Recuerdo con gran nostalgia aquella parte de mi vida donde me proclamaba por el mundo como “safollable”. Y no, con esto no quiero decir que me motive volver a experimentar sensaciones por el jardín de las flores lésbicas, porque me hallo muy feliz con esa amapola que creía tan inalcanzable en el pasado. Lo que trato de explicar es que, yo tenía una energía desmedida y continua, sin parones, y todo el tiempo la desprendía por los poros de mi piel.
Hay una fiera dentro de mí que se muere de ganas por rajar esta gruesa burbuja tan conseguida que he creado durante estos años, y salir triunfadora tras un sonoro grito desgarrador, mientras posteriormente la burbuja se derrite y desaparece para siempre. Esta fiera se llama: ganas de vivir. La amordazó un sentimiento de peso que estaba haciendo de mi vida un infierno.
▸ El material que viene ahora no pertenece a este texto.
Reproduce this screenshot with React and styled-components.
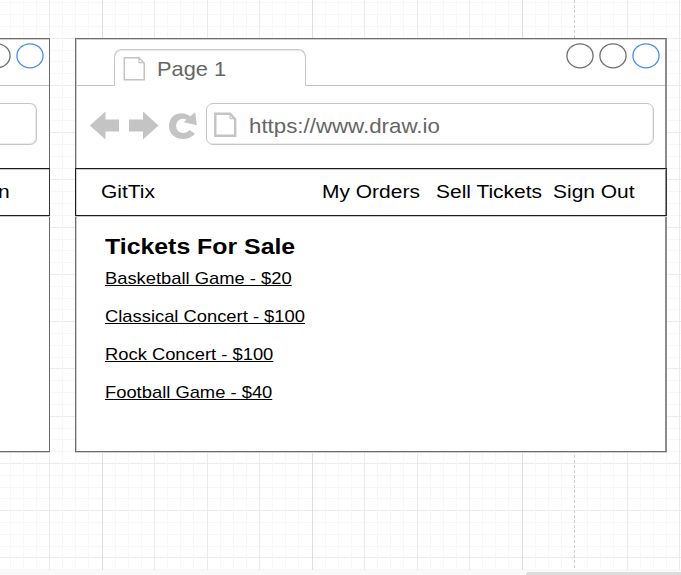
import React from "react";
import styled, { createGlobalStyle } from "styled-components";

const GlobalStyle = createGlobalStyle`
  body {
    margin: 0;
    background: #fff;
    overflow: hidden;
    font-family: "Liberation Sans", Arial, Helvetica, sans-serif;
  }
  *, *::before, *::after { box-sizing: border-box; }
`;

const Canvas = styled.main`
  position: relative;
  width: 681px;
  height: 575px;
  overflow: hidden;
  background: #fff;
`;

const GridLines = styled.svg`
  display: block;
`;

const ScrollTrack = styled.div`
  position: absolute;
  left: 0;
  right: 0;
  bottom: 0;
  height: 5px;
  padding-top: 2px;
  background: #f8f9f9;
`;

const ScrollThumb = styled.div`
  height: 3px;
  margin-left: 526px;
  border-top-left-radius: 3px;
  background: #dcdcdc;
`;

const BrowserWindow = styled.section`
  position: absolute;
  top: 38px;
  left: ${(p) => p.$left}px;
  width: ${(p) => p.$width}px;
  height: 414px;
  display: flex;
  flex-direction: column;
  background: #fff;
  border: 1px solid #6c6c6c;
  border-right-width: ${(p) => (p.$clipped ? 1 : 2)}px;
  border-right-color: ${(p) => (p.$clipped ? "#6c6c6c" : "#8c8c8c")};
  border-left-width: ${(p) => (p.$clipped ? 0 : 1)}px;
  box-shadow: 0 1px 0 #d0d0d0, inset ${(p) => (p.$clipped ? 0 : 1)}px 1px 0 #cfcfcf;
`;

const TabStrip = styled.header`
  display: flex;
  align-items: flex-end;
  height: 47px;
`;

const StripEdge = styled.div`
  height: 47px;
  min-width: 0;
  border-bottom: 1px solid #c2c2c2;
  ${(p) => (p.$width ? `width: ${p.$width}px;` : "flex: 1;")}
  display: flex;
  justify-content: flex-end;
  gap: 5px;
  padding: 4px ${(p) => p.$pad || 0}px 0 0;
`;

const Tab = styled.div`
  display: flex;
  align-items: center;
  gap: 11px;
  width: 192px;
  height: 37px;
  padding: 2px 0 0 8px;
  border: 1.5px solid #c6c6c6;
  border-bottom: 0;
  border-radius: 8px 8px 0 0;
  box-shadow: inset 0 1px 0 #ececec;
`;

const Circle = styled.svg`
  flex: none;
  width: 28px;
  height: 26px;
  fill: none;
  stroke: ${(p) => (p.$active ? "#4a90e8" : "#707070")};
  stroke-width: 1.3;
`;

const Toolbar = styled.div`
  display: flex;
  align-items: center;
  height: 82px;
  padding: 0 ${(p) => (p.$clipped ? 12 : 11)}px 5px ${(p) => (p.$clipped ? 0 : 13)}px;
`;

const ToolIcon = styled.svg`
  flex: none;
  width: ${(p) => p.$width}px;
  height: 32px;
  margin-right: ${(p) => p.$gap}px;
  fill: #c4c4c4;
`;

const AddressBar = styled.div`
  flex: 1;
  display: flex;
  align-items: center;
  height: 42px;
  margin-bottom: 1px;
  padding: 1px 0 0 ${(p) => (p.$clipped ? 0 : 7)}px;
  gap: 11.5px;
  border: 1.5px solid #c6c6c6;
  border-radius: 7px;
  box-shadow: inset -1px -1px 0 #ececec;
  ${(p) => p.$clipped && "border-left: 0; border-top-left-radius: 0; border-bottom-left-radius: 0;"}
`;

const PageIcon = styled.svg`
  flex: none;
  width: 23px;
  height: 26px;
  fill: none;
  stroke: #c4c4c4;
`;

const Label = styled.span`
  display: block;
  flex: none;
  width: max-content;
  white-space: pre;
  font-size: ${(p) => p.$size}px;
  line-height: 24px;
  color: ${(p) => p.$color || "#000"};
  transform: scaleX(${(p) => p.$stretch || 1.11});
  transform-origin: left center;
`;

const Address = styled(Label)`
  padding-top: 2px;
`;

const NavBar = styled.nav`
  display: flex;
  align-items: center;
  height: 48px;
  margin: 0 ${(p) => (p.$clipped ? -1 : -2)}px 0 ${(p) => (p.$clipped ? 0 : -1)}px;
  border: 1px solid #1c1c1c;
  border-right-color: #333;
  ${(p) => p.$clipped && "border-left: 0; justify-content: flex-end; padding-right: 40.5px;"}
  box-shadow: inset 0 1px 0 #c8c8c8, 0 1px 0 #c8c8c8;
`;

const NavSlot = styled.div`
  flex: none;
  width: ${(p) => p.$width}px;
`;

const Content = styled.div`
  padding: 19px 0 0 28.5px;
`;

const Heading = styled(Label).attrs({ as: "h1" })`
  margin: 0;
  font-weight: 700;
`;

const TicketList = styled.ul`
  display: grid;
  grid-auto-rows: 37.8px;
  margin: 8.3px 0 0;
  padding: 0;
  list-style: none;
`;

const TicketLink = styled(Label).attrs({ as: "a" })`
  text-decoration: underline;
  text-decoration-thickness: 1.3px;
  text-underline-offset: 1px;
`;

const tickets = [
  "Basketball Game - $20",
  "Classical Concert - $100",
  "Rock Concert - $100",
  "Football Game - $40",
];

const strongColumns = [4, 20, 36];
const dashedColumn = 40;

function columnTone(i) {
  if (i === dashedColumn) return "#cfcfcf";
  if (strongColumns.includes(i)) return "#dedede";
  return i % 4 === 0 ? "#ebebeb" : "#f7f7f7";
}

function Grid() {
  const columns = [];
  for (let i = -3; i < 49; i++) {
    const x = Math.floor(49.5 + i * 13.125) + 0.5;
    columns.push(
      <line key={i} x1={x} x2={x} y1="0" y2="570"
        stroke={columnTone(i)}
        strokeDasharray={i === dashedColumn ? "3 2" : undefined} />
    );
  }
  const rows = [];
  for (let i = -3; i < 46; i++) {
    const y = Math.floor(38.2 + i * 11.8125) + 0.5;
    rows.push(
      <line key={i} x1="0" x2="681" y1={y} y2={y} stroke={i % 4 === 0 ? "#ececec" : "#f7f7f7"} />
    );
  }
  return (
    <GridLines width="681" height="575" aria-hidden="true">
      {rows}
      {columns}
    </GridLines>
  );
}

function WindowCircle({ active }) {
  return (
    <Circle $active={active} viewBox="0 0 28 26">
      <ellipse cx="14" cy="12.8" rx="13.1" ry="12" />
    </Circle>
  );
}

function Page({ weight }) {
  return (
    <PageIcon viewBox="0 0 23 26" strokeWidth={weight}>
      <path d="M1.3 1.8H16L21.2 7.3V23.7H1.3Z" />
      <path d="M16 1.8V6.7H21.2" strokeWidth="1.2" />
    </PageIcon>
  );
}

export default function App() {
  return (
    <>
      <GlobalStyle />
      <Canvas>
        <Grid />

        <BrowserWindow $left={0} $width={50} $clipped>
          <TabStrip>
            <StripEdge $pad={5.5}>
              <WindowCircle />
              <WindowCircle active />
            </StripEdge>
          </TabStrip>
          <Toolbar $clipped>
            <AddressBar $clipped />
          </Toolbar>
          <NavBar $clipped>
            <Label $size={18.9}>n</Label>
          </NavBar>
        </BrowserWindow>

        <BrowserWindow $left={75} $width={592}>
          <TabStrip>
            <StripEdge $width={38} />
            <Tab>
              <Page weight="1.5" />
              <Label $size={20.2} $stretch={1.08} $color="#666">Page 1</Label>
            </Tab>
            <StripEdge $pad={5}>
              <WindowCircle />
              <WindowCircle />
              <WindowCircle active />
            </StripEdge>
          </TabStrip>
          <Toolbar>
            <ToolIcon $width={30} $gap={10} viewBox="0 0 30 32">
              <path d="M.8 16.5 16.5 2.5V10.5H30V22.5H16.5V30.5Z" />
            </ToolIcon>
            <ToolIcon $width={30} $gap={10} viewBox="0 0 30 32">
              <path d="M29.5 16.5 14 2.5V10.5H0V22.5H14V30.5Z" />
            </ToolIcon>
            <ToolIcon $width={28} $gap={9} viewBox="0 0 28 32">
              <path d="M21.2 7.2 26.2 3.3 27.8 16.2 14.5 13.3 17.5 10.7C12.5 8.1 7.2 11.5 7.2 16.9C7.2 24.3 16.5 26.2 20.5 21L26 24.7C18.5 34 0 30.7 0 16.9C0 5 12.6.9 21.2 7.2Z" />
            </ToolIcon>
            <AddressBar>
              <Page weight="2.4" />
              <Address $size={19.8} $stretch={1.127} $color="#666">https://www.draw.io</Address>
            </AddressBar>
          </Toolbar>
          <NavBar>
            <NavSlot $width={25} />
            <NavSlot $width={220.8}><Label $size={18.9}>GitTix</Label></NavSlot>
            <NavSlot $width={114.2}><Label $size={18.9}>My Orders</Label></NavSlot>
            <NavSlot $width={117.2}><Label $size={18.9}>Sell Tickets</Label></NavSlot>
            <Label $size={18.9}>Sign Out</Label>
          </NavBar>
          <Content>
            <Heading $size={22.4}>Tickets For Sale</Heading>
            <TicketList>
              {tickets.map((ticket) => (
                <li key={ticket}>
                  <TicketLink $size={16.6} $stretch={1.106}>{ticket}</TicketLink>
                </li>
              ))}
            </TicketList>
          </Content>
        </BrowserWindow>

        <ScrollTrack>
          <ScrollThumb />
        </ScrollTrack>
      </Canvas>
    </>
  );
}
Hay secuelas de la niñez que rompen a hablar verdades cuando te haces mayor, y la mía chillaba en mis oídos, con un sonido tan insoportable que me sumí en un trance que a la vista era tranquilo y engañaba teniéndome vaga, engordando. Todo lo vi diferente a cuando era una adolescente ingenua, y el dolor que me abrumó y me arrastró a las tinieblas no era el mismo que el que hasta entonces padecía.
Ahora le hago un grosero calvo a mi problema, que ahora se ha reducido a unos recuerdos desagradables que jamás volverán a aplastarme.
Puedo poner la mano en el fuego y no quemarme y, decir al fin, sin dilaciones: ¡Soy libre!
¡Sal, fiera! ¡Resquebraja la capa, que mi voluntad está en auge y afina la tosca burbuja!